*PROBLEM REQUIREMENTS:* Say how many lines of these entries include the word "components", and answer with the number alone.

*RAW DATA:*
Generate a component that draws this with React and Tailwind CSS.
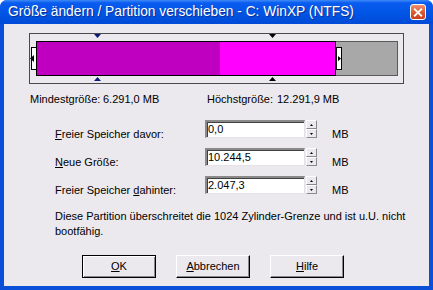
import React from "react";

function Tri({ dir, color, className }) {
  const pts = {
    down: "0,0 7,0 3.5,4",
    up: "0,4 7,4 3.5,0",
  };
  return (
    <svg width="7" height="4" viewBox="0 0 7 4" className={className}>
      <polygon points={pts[dir]} fill={color} />
    </svg>
  );
}

function Handle({ side, className }) {
  return (
    <div className={"absolute top-[13px] flex h-[23px] w-[6px] items-center border border-black bg-white " + className}>
      <svg width="4" height="7" viewBox="0 0 4 7" className={side === "left" ? "-ml-[2px]" : "ml-[1px]"}>
        {side === "left" ? <polygon points="4,0 4,7 0,3.5" fill="#000" /> : <polygon points="0,0 0,7 4,3.5" fill="#000" />}
      </svg>
    </div>
  );
}

function Spinner() {
  const btn = "flex h-[9px] w-[11px] items-center justify-center border border-t-white border-l-white border-b-[#8a8a8a] border-r-[#8a8a8a] bg-[#ECE9EE]";
  return (
    <div className="ml-[1px] flex flex-col">
      <div className={btn}>
        <svg width="3" height="2" viewBox="0 0 3 2"><polygon points="0,2 3,2 1.5,0" fill="#000" /></svg>
      </div>
      <div className={btn}>
        <svg width="3" height="2" viewBox="0 0 3 2"><polygon points="0,0 3,0 1.5,2" fill="#000" /></svg>
      </div>
    </div>
  );
}

function Field({ label, value }) {
  return (
    <div className="flex h-[18px] items-start">
      <div className="w-[150px] shrink-0 pt-[8px] leading-[13px]">{label}</div>
      <div className="h-[18px] w-[100px] shrink-0 border-t-2 border-l-2 border-b border-r border-t-[#8a8a8a] border-l-[#8a8a8a] border-b-[#e4e2e6] border-r-[#e4e2e6] bg-white pl-[1px] leading-[14px] shadow-[inset_1px_1px_0_#404040]">
        {value}
      </div>
      <Spinner />
      <div className="ml-[15px] pt-[8px] leading-[13px]">MB</div>
    </div>
  );
}

function Button({ children, isDefault }) {
  return (
    <div
      className={
        "flex h-[23px] w-[74px] items-center justify-center border bg-[#ECE9EE] leading-[13px] " +
        (isDefault
          ? "border-black shadow-[inset_1px_1px_0_#fff,inset_-1px_-1px_0_#8a8a8a]"
          : "border-t-white border-l-white border-b-black border-r-black shadow-[inset_-1px_-1px_0_#8a8a8a]")
      }
    >
      {children}
    </div>
  );
}

export default function App() {
  return (
    <div className="h-[290px] w-[433px] bg-white font-['Liberation_Sans',Arial,sans-serif] text-[11px] text-black">
      <div className="flex h-full flex-col overflow-hidden rounded-t-[7px] bg-[#0b4fd8]">
        <div className="flex h-[24px] shrink-0 items-start bg-[linear-gradient(to_bottom,#3d8af7_0%,#0a5cf0_12%,#0055e5_55%,#004ad6_100%)] pl-[8px] pr-[7px]">
          <div className="mt-[3px] flex-1 text-[13.75px] leading-[17px] text-white [text-shadow:1px_1px_0_#0c2f96]">
            Größe ändern / Partition verschieben - C: WinXP (NTFS)
          </div>
          <div className="mt-[4px] flex h-[16px] w-[16px] shrink-0 items-center justify-center rounded-[3px] border border-white bg-linear-to-b from-[#ee916f] via-[#dc5a32] to-[#c6401c]">
            <div className="relative h-[9px] w-[9px]">
              <div className="absolute left-[3.5px] top-[-1px] h-[11px] w-[2px] rotate-45 bg-white" />
              <div className="absolute left-[3.5px] top-[-1px] h-[11px] w-[2px] -rotate-45 bg-white" />
            </div>
          </div>
        </div>

        <div className="mx-[4px] mb-[4px] flex flex-1 flex-col bg-[#ECE9EE]">
          <div className="relative ml-[25px] mt-[9px] h-[51px] w-[375px] border border-[#4a4a4a]">
            <div className="ml-[6px] mt-[7px] flex h-[35px]">
              <div className="flex w-[300px] border border-black">
                <div className="w-[183px] bg-[#C000C0]" />
                <div className="flex-1 bg-[#FF00FF]" />
              </div>
              <div className="w-[62px] border border-l-0 border-[#5a5a5a] bg-[#A8A8A8]" />
            </div>
            <Tri dir="down" color="#0a1a7a" className="absolute left-[64px] top-0" />
            <Tri dir="up" color="#0a1a7a" className="absolute left-[64px] top-[43px]" />
            <Tri dir="down" color="#000" className="absolute left-[239px] top-0" />
            <Tri dir="up" color="#000" className="absolute left-[239px] top-[43px]" />
            <Handle side="left" className="left-[1px]" />
            <Handle side="right" className="left-[306px]" />
          </div>

          <div className="mt-[9px] flex pl-[26px] leading-[13px]">
            <span className="w-[73px]">Mindestgröße:</span>
            <span className="w-[104px]">6.291,0 MB</span>
            <span className="w-[70px]">Höchstgröße:</span>
            <span>12.291,9 MB</span>
          </div>

          <div className="mt-[14px] flex flex-col gap-[10px] pl-[51px]">
            <Field label={<><u>F</u>reier Speicher davor:</>} value="0,0" />
            <Field label={<><u>N</u>eue Größe:</>} value="10.244,5" />
            <Field label={<>Freier Speicher <u>d</u>ahinter:</>} value="2.047,3" />
          </div>

          <div className="mt-[15px] pl-[51px] leading-[15px]">
            Diese Partition überschreitet die 1024 Zylinder-Grenze und ist u.U. nicht
            <br />
            bootfähig.
          </div>

          <div className="mt-[16px] flex gap-[20px] pl-[78px]">
            <Button isDefault><u>O</u>K</Button>
            <Button><u>A</u>bbrechen</Button>
            <Button><u>H</u>ilfe</Button>
          </div>
        </div>
      </div>
    </div>
  );
}
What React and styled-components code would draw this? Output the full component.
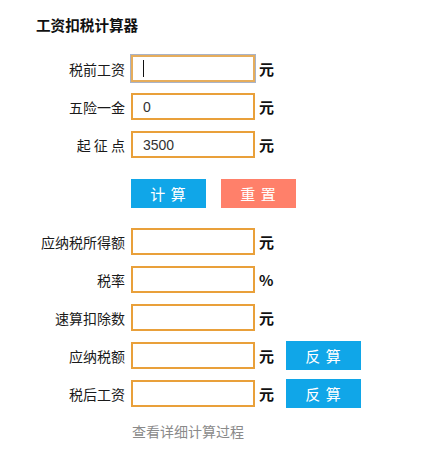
import { useState } from "react";
import styled, { createGlobalStyle } from "styled-components";

const GlobalStyle = createGlobalStyle`
  html, body {
    margin: 0;
    padding: 0;
    background: #fff;
  }
  body {
    font-family: "Liberation Sans", "Noto Sans CJK SC", sans-serif;
    color: #222;
  }
`;

const fields = [
  { key: "income", label: "税前工资", unit: "元" },
  { key: "insurance", label: "五险一金", unit: "元", init: "0" },
  { key: "threshold", label: "起 征 点", unit: "元", init: "3500" },
];

const results = [
  { key: "taxable", label: "应纳税所得额", unit: "元" },
  { key: "rate", label: "税率", unit: "%" },
  { key: "deduct", label: "速算扣除数", unit: "元" },
  { key: "tax", label: "应纳税额", unit: "元", reverse: true },
  { key: "net", label: "税后工资", unit: "元", reverse: true },
];

const App = () => {
  const [values, setValues] = useState({ insurance: "0", threshold: "3500" });

  const update = (key) => (e) => {
    setValues({ ...values, [key]: e.target.value });
  };

  const reset = () => {
    setValues({ insurance: "0", threshold: "3500" });
  };

  return (
    <Page>
      <GlobalStyle />
      <Title>工资扣税计算器</Title>

      <Group>
        {fields.map((f, i) => (
          <Row key={f.key}>
            <Label>{f.label}</Label>
            <InputWrap>
              <Input
                $active={i === 0}
                value={values[f.key] || ""}
                onChange={update(f.key)}
              />
              {i === 0 && !values[f.key] && <Caret />}
            </InputWrap>
            <Unit>{f.unit}</Unit>
          </Row>
        ))}
      </Group>

      <Actions>
        <Button>计 算</Button>
        <Button $color="#ff806a" onClick={reset}>
          重 置
        </Button>
      </Actions>

      <Group>
        {results.map((r) => (
          <Row key={r.key}>
            <Label>{r.label}</Label>
            <InputWrap>
              <Input value={values[r.key] || ""} onChange={update(r.key)} />
            </InputWrap>
            <Unit>{r.unit}</Unit>
            {r.reverse && <Button>反 算</Button>}
          </Row>
        ))}
      </Group>

      <DetailLink>查看详细计算过程</DetailLink>
    </Page>
  );
};

const Page = styled.div`
  width: 429px;
  height: 457px;
  padding-top: 15px;
  box-sizing: border-box;
`;

const Title = styled.h1`
  margin: 0 0 20px 36px;
  font-family: "Noto Sans CJK SC", sans-serif;
  font-size: 14.6px;
  line-height: 20px;
  font-weight: bold;
  color: #111;
`;

const Group = styled.div`
  display: flex;
  flex-direction: column;
  gap: 11px;
`;

const Row = styled.div`
  display: flex;
  align-items: center;
  height: 27px;
`;

const Label = styled.span`
  width: 131px;
  padding-right: 6px;
  box-sizing: border-box;
  text-align: right;
  font-family: "Noto Sans CJK SC", sans-serif;
  font-size: 14px;
  color: #1a1a1a;
  white-space: pre;
`;

const InputWrap = styled.div`
  position: relative;
  display: flex;
`;

const Input = styled.input`
  width: 124px;
  height: 27px;
  box-sizing: border-box;
  border: 2px solid ${(p) => (p.$active ? "#e6ad5c" : "#e9a03a")};
  box-shadow: ${(p) => (p.$active ? "0 0 0 1px #a9b3c8" : "none")};
  padding: 0 10px;
  font-family: "Liberation Sans", sans-serif;
  font-size: 14px;
  color: #333;
  background: #fff;
  outline: none;
`;

const Caret = styled.span`
  position: absolute;
  left: 12px;
  top: 5px;
  width: 1px;
  height: 17px;
  background: #111;
  pointer-events: none;
`;

const Unit = styled.span`
  width: 27px;
  margin-left: 4px;
  font-family: "Noto Sans CJK SC", sans-serif;
  font-size: 15px;
  font-weight: bold;
  color: #111;
`;

const Actions = styled.div`
  display: flex;
  gap: 15px;
  margin: 21px 0 20px 131px;
`;

const Button = styled.button`
  width: 75px;
  height: 29px;
  border: none;
  padding: 0;
  background: ${(p) => p.$color || "#10a6e8"};
  color: #fff;
  font-family: "Noto Sans CJK SC", sans-serif;
  font-size: 15px;
  letter-spacing: 1px;
  cursor: pointer;
`;

const DetailLink = styled.a`
  display: block;
  margin: 14px 0 0 132px;
  font-family: "Noto Sans CJK SC", sans-serif;
  font-size: 14px;
  line-height: 20px;
  color: #8a8a8a;
  cursor: pointer;
`;

export default App;
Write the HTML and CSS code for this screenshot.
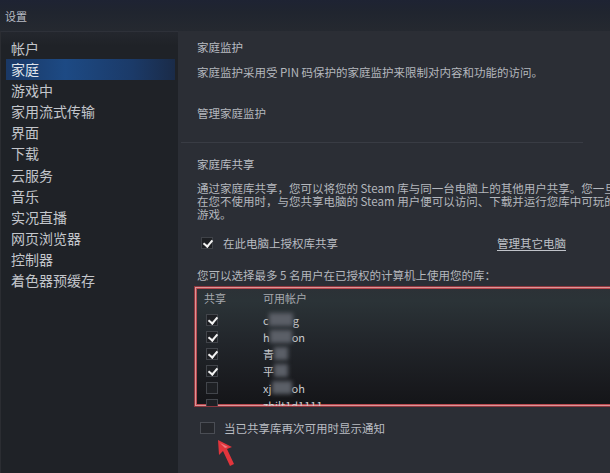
FILE: index.html
```html
<!DOCTYPE html>
<html lang="zh-CN">
<head>
<meta charset="utf-8">
<title>设置</title>
<link rel="stylesheet" href="styles.css">
</head>
<body>
<div class="window">
  <header class="titlebar">设置</header>
  <div class="layout">
    <nav class="sidebar">
      <div class="nav-item">帐户</div>
      <div class="nav-item active">家庭</div>
      <div class="nav-item">游戏中</div>
      <div class="nav-item">家用流式传输</div>
      <div class="nav-item">界面</div>
      <div class="nav-item">下载</div>
      <div class="nav-item">云服务</div>
      <div class="nav-item">音乐</div>
      <div class="nav-item">实况直播</div>
      <div class="nav-item">网页浏览器</div>
      <div class="nav-item">控制器</div>
      <div class="nav-item">着色器预缓存</div>
    </nav>
    <main class="content">
      <h2 class="heading">家庭监护</h2>
      <p class="desc">家庭监护采用受 PIN 码保护的家庭监护来限制对内容和功能的访问。</p>
      <a class="plain-link">管理家庭监护</a>
      <div class="separator"></div>
      <h2 class="heading heading-2">家庭库共享</h2>
      <p class="para">通过家庭库共享，您可以将您的 Steam 库与同一台电脑上的其他用户共享。您一旦授权<br>在您不使用时，与您共享电脑的 Steam 用户便可以访问、下载并运行您库中可玩的<br>游戏。</p>
      <div class="check-row">
        <span class="box checked"></span>
        <span class="check-label">在此电脑上授权库共享</span>
        <a class="manage-link">管理其它电脑</a>
      </div>
      <p class="hint">您可以选择最多 5 名用户在已授权的计算机上使用您的库：</p>
      <div class="user-list">
        <div class="list-head"><span class="col-share">共享</span><span class="col-name">可用帐户</span></div>
        <div class="list-row"><span class="box small checked"></span><span class="name">c<i class="blur w24"></i>g</span></div>
        <div class="list-row"><span class="box small checked"></span><span class="name">h<i class="blur w22"></i>on</span></div>
        <div class="list-row"><span class="box small checked"></span><span class="name">青<i class="blur w14"></i></span></div>
        <div class="list-row"><span class="box small checked"></span><span class="name">平<i class="blur w14"></i></span></div>
        <div class="list-row"><span class="box small"></span><span class="name">xj<i class="blur w20"></i>oh</span></div>
        <div class="list-row"><span class="box small"></span><span class="name">zhilt1d1111</span></div>
      </div>
      <div class="check-row notify">
        <span class="box big"></span>
        <span class="check-label">当已共享库再次可用时显示通知</span>
      </div>
    </main>
  </div>
  <svg class="cursor" width="20" height="28" viewBox="0 0 20 28">
    <polygon points="1,1 15,8 10,10 17,25 13,27 6,12 2,16" fill="#e2353c"/>
    <polygon points="3,4 11,8 8,9" fill="#f07a7e"/>
  </svg>
</div>
</body>
</html>
```

FILE: styles.css
```css
* { box-sizing: border-box; }
html, body {
  margin: 0;
  padding: 0;
  background: #2a2d35;
  font-family: "Noto Sans CJK SC", "Noto Sans", "Liberation Sans", sans-serif;
}
body { overflow: hidden; }
.window {
  position: relative;
  width: 610px;
  height: 473px;
  overflow: hidden;
  background: #2a2d35;
}
.titlebar {
  height: 31px;
  padding: 9px 0 0 5px;
  font-size: 11px;
  line-height: 14px;
  color: #b9bdc6;
  background: linear-gradient(to bottom, #1e2333 0%, #20252f 40%, #252930 100%);
}
.layout {
  display: flex;
  width: 700px;
  height: 442px;
}
.sidebar {
  width: 178px;
  flex: none;
  padding: 6px 3px 0 5px;
  background: linear-gradient(to bottom, #24272e 0px, #1f2227 14px, #1f2227 100%);
  border-top: 1px solid #2e3139;
  border-left: 1px solid #2b2d32;
}
.nav-item {
  height: 21.1px;
  line-height: 21px;
  padding-left: 5px;
  font-size: 14px;
  color: #c3c6cb;
}
.nav-item.active {
  color: #dfe3ea;
  background: linear-gradient(to right, #1a3865 0%, #1d4a84 35%, #1b3a68 75%, #1a2b48 100%);
}
.content {
  flex: none;
  width: 500px;
  padding: 9px 0 0 19px;
  background: #2b2e35;
  color: #b4b7bd;
  font-size: 11.5px;
}
.heading {
  margin: 0;
  font-size: 11.5px;
  font-weight: normal;
  line-height: 14px;
  color: #b9bcc2;
}
.desc {
  margin: 11px 0 0;
  line-height: 14px;
  white-space: nowrap;
}
.plain-link {
  display: block;
  margin-top: 27px;
  line-height: 14px;
  color: #b4b7bd;
}
.separator {
  height: 1px;
  width: 402px;
  margin: 22px 0 0 -16px;
  background: #393c44;
}
.heading-2 { margin-top: 14px; }
.para {
  margin: 11px 0 0;
  line-height: 13px;
  white-space: nowrap;
}
.check-row {
  display: flex;
  align-items: center;
  height: 14px;
  margin-top: 15px;
  padding-left: 4px;
}
.check-label {
  margin-left: 10px;
  line-height: 14px;
  color: #b9bcc2;
}
.manage-link {
  margin-left: 159px;
  color: #bfc2c8;
  text-decoration: underline;
  text-underline-offset: 2px;
}
.box {
  position: relative;
  flex: none;
  width: 12px;
  height: 12px;
  background: #1d1f23;
  border: 1px solid #3f4248;
}
.box.checked::after {
  content: "";
  position: absolute;
  left: 3px;
  top: 0px;
  width: 4px;
  height: 7px;
  border: solid #f2f2f2;
  border-width: 0 2px 2px 0;
  transform: rotate(40deg);
}
.box.big {
  width: 15px;
  height: 12px;
  background: #26282d;
  border-color: #4a4d54;
}
.hint {
  margin: 18px 0 0;
  line-height: 14px;
  white-space: nowrap;
}
.user-list {
  margin: 4px 0 0 -3px;
  height: 121px;
  width: 470px;
  padding: 4px 0 0 9px;
  border: 1px solid #8e363e;
  border-right: 0;
  box-shadow: inset 1px 1px 0 #dc9597, inset 0 -1px 0 #dc9597, inset 2px 2px 0 #b9494f, inset 0 -2px 0 #b9494f;
  background: linear-gradient(to bottom, #2c3136 0%, #2b3337 12%, #22262b 45%, #18191d 85%, #141518 100%);
  overflow: hidden;
}
.list-head {
  display: flex;
  height: 14px;
  line-height: 14px;
  font-size: 11px;
  color: #a6a9ae;
}
.col-share { width: 59px; }
.list-row {
  display: flex;
  align-items: center;
  height: 17px;
  padding-left: 2px;
}
.list-head + .list-row { margin-top: 6px; }
.box.small {
  width: 12px;
  height: 12px;
  background: #1e2024;
  border-color: #42454b;
}
.name {
  display: flex;
  align-items: center;
  margin-left: 45px;
  font-size: 11px;
  color: #c9cbcf;
  line-height: 14px;
}
.blur {
  display: inline-block;
  height: 13px;
  background: #5b5f67;
  filter: blur(2px);
}
.w14 { width: 14px; }
.w20 { width: 20px; }
.w22 { width: 22px; }
.w24 { width: 24px; }
.notify {
  margin-top: 14px;
  padding-left: 3px;
}
.notify .check-label { margin-left: 9px; }
.cursor {
  position: absolute;
  left: 217px;
  top: 439px;
}
```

*OUTPUT OF THE TASK:* 2